**The problem:** Check each line below for "page" and report how many have it, nothing else.

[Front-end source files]
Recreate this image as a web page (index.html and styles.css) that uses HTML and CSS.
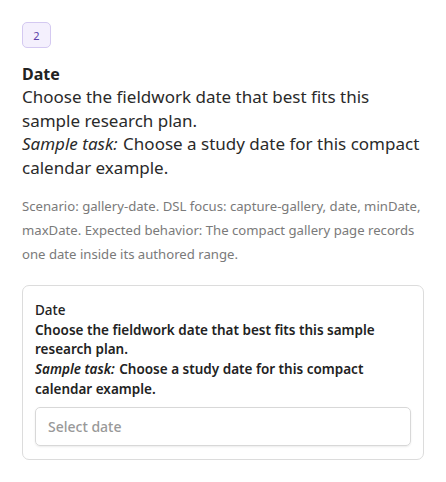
FILE: index.html
```html
<!DOCTYPE html>
<html>
<head>
<meta charset="utf-8">
<link rel="stylesheet" href="styles.css">
</head>
<body>
<main class="page">
  <div class="badge">2</div>
  <h1 class="title">Date</h1>
  <div class="desc">Choose the fieldwork date that best fits this sample research plan.<br><em>Sample task:</em> Choose a study date for this compact calendar example.</div>
  <p class="meta">Scenario: gallery-date. DSL focus: capture-gallery, date, minDate, maxDate. Expected behavior: The compact gallery page records one date inside its authored range.</p>
  <section class="card">
    <div class="card-label">Date</div>
    <div class="card-desc">Choose the fieldwork date that best fits this sample research plan.<br><em>Sample task:</em> Choose a study date for this compact calendar example.</div>
    <div class="input">Select date</div>
  </section>
</main>
</body>
</html>
```
FILE: styles.css
```css
* { box-sizing: border-box; }
body {
  margin: 0;
  background: #fff;
  font-family: "Noto Sans", "Open Sans", sans-serif;
  color: #222;
}
.page {
  padding: 22px 22px;
  display: flex;
  flex-direction: column;
  align-items: flex-start;
}
.badge {
  width: 29px;
  height: 26px;
  border: 1px solid #d4c9f1;
  background: #f4f0fd;
  border-radius: 5px;
  color: #5b3fa8;
  font-size: 11px;
  display: flex;
  align-items: center;
  justify-content: center;
}
.title {
  margin: 15px 0 0;
  font-size: 16px;
  line-height: 22px;
  font-weight: 700;
}
.desc {
  font-size: 17px;
  line-height: 23.5px;
  color: #2a2a2a;
}
.desc em { padding-right: 1px; }
.meta {
  margin: 15px 0 0;
  font-size: 13.15px;
  line-height: 24px;
  color: #7a7a7a;
}
.card {
  margin-top: 19px;
  align-self: stretch;
  border: 1px solid #dcdcdc;
  border-radius: 7px;
  padding: 15px 12px 13px;
}
.card-label {
  font-size: 13.5px;
  line-height: 19.7px;
  font-weight: 500;
  color: #222;
}
.card-desc {
  font-size: 13.5px;
  line-height: 19.7px;
  font-weight: 600;
  color: #222;
}
.card-desc em { font-weight: 600; padding-right: 1px; }
.input {
  margin-top: 7px;
  height: 39px;
  border: 1px solid #d8d8d8;
  border-radius: 5px;
  box-shadow: 0 1px 2px rgba(0,0,0,0.08);
  padding: 0 12px;
  display: flex;
  align-items: center;
  font-size: 14px;
  color: #999;
  font-weight: 500;
}
```
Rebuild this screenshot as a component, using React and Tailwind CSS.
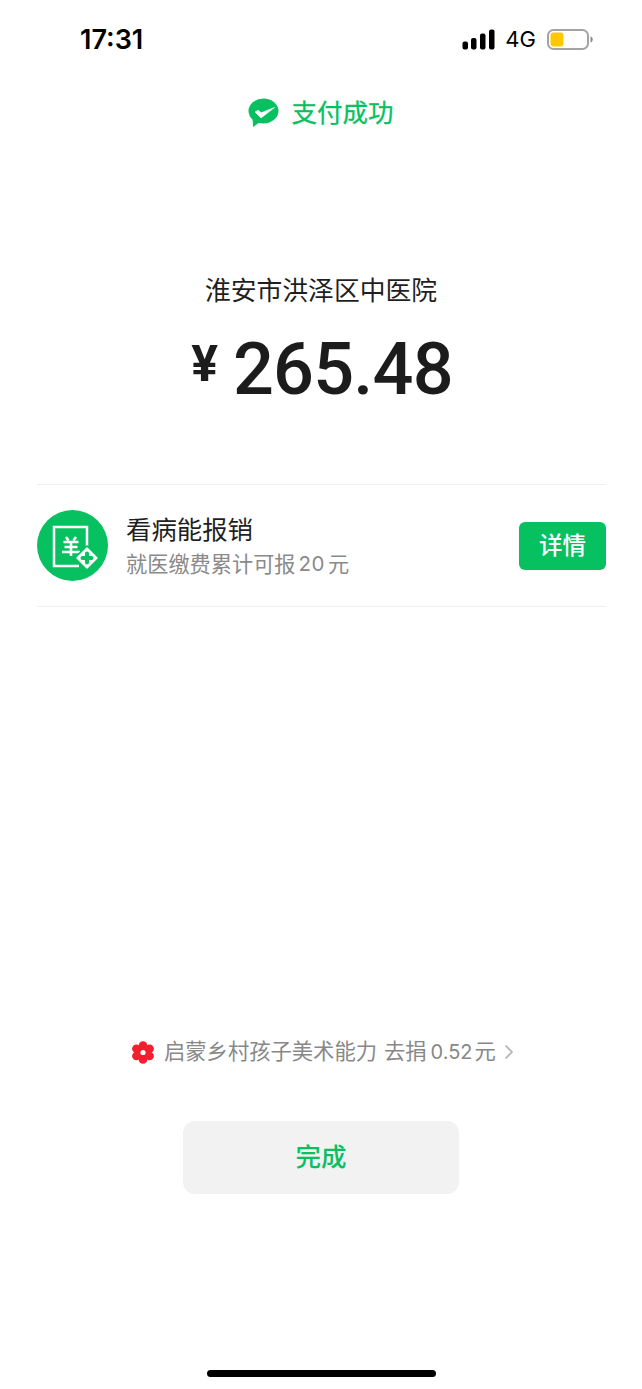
const CJK = "font-['Inter','Noto_Sans_CJK_SC',sans-serif]";

function Signal() {
  return (
    <svg width="33" height="21" viewBox="0 0 33 21" className="block">
      <rect x="0.5" y="12.5" width="5.5" height="8" rx="2" fill="#000" />
      <rect x="9" y="9" width="5.5" height="11.5" rx="2" fill="#000" />
      <rect x="18" y="4.5" width="5.5" height="16" rx="2" fill="#000" />
      <rect x="27" y="0.5" width="5.5" height="20" rx="2" fill="#000" />
    </svg>
  );
}

function Battery() {
  return (
    <svg width="46" height="21" viewBox="0 0 46 21" className="block">
      <rect x="1" y="1" width="40" height="19" rx="5.5" fill="#fff" stroke="#a3a3a3" strokeWidth="2" />
      <rect x="3.5" y="3.5" width="13" height="14" rx="3" fill="#ffc800" />
      <path d="M43.5 7.5c1.5.4 2.2 1.6 2.2 3s-.7 2.6-2.2 3z" fill="#8a8a8a" />
    </svg>
  );
}

function PayLogo() {
  return (
    <svg width="31" height="30" viewBox="0 0 31 30" className="block">
      <ellipse cx="15.500" cy="13" rx="15" ry="12.500" fill="#07c160" />
      <path d="M4.500 20l0.600 9 7-5z" fill="#07c160" />
      <path d="M7 14l3.200-1.800 3 2.600L26.500 9.500 13 20z" fill="#fff" stroke="#fff" strokeWidth="0.600" strokeLinejoin="round" />
    </svg>
  );
}

function ClaimIcon() {
  return (
    <svg width="71" height="71" viewBox="0 0 71 71" className="block shrink-0">
      <circle cx="35.500" cy="35.500" r="35.500" fill="#07c160" />
      <path d="M50 38V17H17v39h25" fill="none" stroke="#fff" strokeWidth="2.500" />
      <path d="M29 27l2.500 3.500M39 27l-2.500 3.500M26.500 32h15M27.500 37h13M25 42h18M34 31v15" fill="none" stroke="#fff" strokeWidth="2.600" />
      <path d="M50 38l10 10-10 10-10-10z" fill="#fff" stroke="#07c160" strokeWidth="5" paintOrder="stroke" strokeLinejoin="round" />
      <path d="M50 38l10 10-10 10-10-10z" fill="#fff" stroke="#fff" strokeWidth="1.500" strokeLinejoin="round" />
      <path d="M50 43.500v9M45.500 48h9" fill="none" stroke="#07c160" strokeWidth="4" strokeLinecap="round" />
    </svg>
  );
}

function Flower() {
  return (
    <svg width="24" height="23" viewBox="0 0 24 23" className="block shrink-0">
      <g fill="#f2202f">
        <circle cx="12" cy="4.500" r="4.300" />
        <circle cx="18.600" cy="7.800" r="4.300" />
        <circle cx="18.600" cy="15" r="4.300" />
        <circle cx="12" cy="18.500" r="4.300" />
        <circle cx="5.400" cy="15" r="4.300" />
        <circle cx="5.400" cy="7.800" r="4.300" />
        <circle cx="12" cy="11.500" r="6" />
      </g>
      <circle cx="12" cy="11.500" r="2.600" fill="#fff" />
    </svg>
  );
}

export default function App() {
  return (
    <div className={`w-[642px] h-[1389px] bg-white flex flex-col ${CJK}`}>
      <div className="h-[78px] shrink-0 flex items-center justify-between pl-[80px] pr-[49px]">
        <span className="text-[27px] font-semibold text-black leading-none">17:31</span>
        <div className="flex items-center">
          <Signal />
          <span className="ml-[10px] mr-[11px] text-[22px] font-normal text-black leading-none">4G</span>
          <Battery />
        </div>
      </div>

      <div className="mt-[20px] h-[30px] flex items-center justify-center gap-[12px]">
        <PayLogo />
        <span className="text-[25.500px] font-normal text-[#07c160] leading-none [-webkit-text-stroke:0.3px_#07c160]">支付成功</span>
      </div>

      <div className="mt-[148px] h-[30px] flex items-center justify-center text-[25.800px] text-[#1f1f1f] leading-none">
        淮安市洪泽区中医院
      </div>

      <div className="mt-[24px] h-[80px] flex items-center justify-center gap-[15px] font-['Roboto','sans-serif'] text-[#1c1c1c]">
        <span className="text-[50px] font-bold leading-none -mt-[12px] ml-[2px]">¥</span>
        <span className="text-[72px] font-medium leading-none tracking-[-0.800px]">265.48</span>
      </div>

      <div className="mt-[74px] ml-[37px] mr-[36px] h-[123px] border-y border-[#f0f0f0] flex items-center">
        <ClaimIcon />
        <div className="ml-[18px] flex-1 flex flex-col">
          <span className="text-[25.400px] text-[#1f1f1f] leading-[30px]">看病能报销</span>
          <span className="mt-[6px] flex items-center text-[21.200px] text-[#8a8a8a] leading-[26px] whitespace-nowrap">
            就医缴费累计可报
            <span className="ml-[3px] text-[20.500px] tracking-[0.5px]">20</span>
            <span className="ml-[3px]">元</span>
          </span>
        </div>
        <div className="w-[87px] h-[48px] rounded-[6px] bg-[#07c160] text-white text-[23.500px] font-medium flex items-center justify-center">
          详情
        </div>
      </div>

      <div className="flex-1" />

      <div className="h-[30px] flex items-center pl-[131px] text-[#888888] leading-none whitespace-nowrap">
        <Flower />
        <span className="ml-[9px] text-[21.300px]">启蒙乡村孩子美术能力</span>
        <span className="ml-[7px] text-[21.300px]">去捐</span>
        <span className="ml-[4px] text-[20px]">0.52</span>
        <span className="ml-[2px] text-[21.300px]">元</span>
        <svg width="10" height="16" viewBox="0 0 10 16" className="ml-[8px] block">
          <path d="M1.500 1.500L8 8l-6.500 6.500" fill="none" stroke="#b2b2b2" strokeWidth="1.600" />
        </svg>
      </div>

      <div className="mt-[54px] flex justify-center">
        <div className="w-[276px] h-[73px] rounded-[12px] bg-[#f2f2f2] text-[#07c160] text-[25.500px] font-medium flex items-center justify-center">
          完成
        </div>
      </div>

      <div className="mt-[176px] mb-[12px] flex justify-center">
        <div className="w-[229px] h-[7px] rounded-full bg-black" />
      </div>
    </div>
  );
}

**Task result:** 4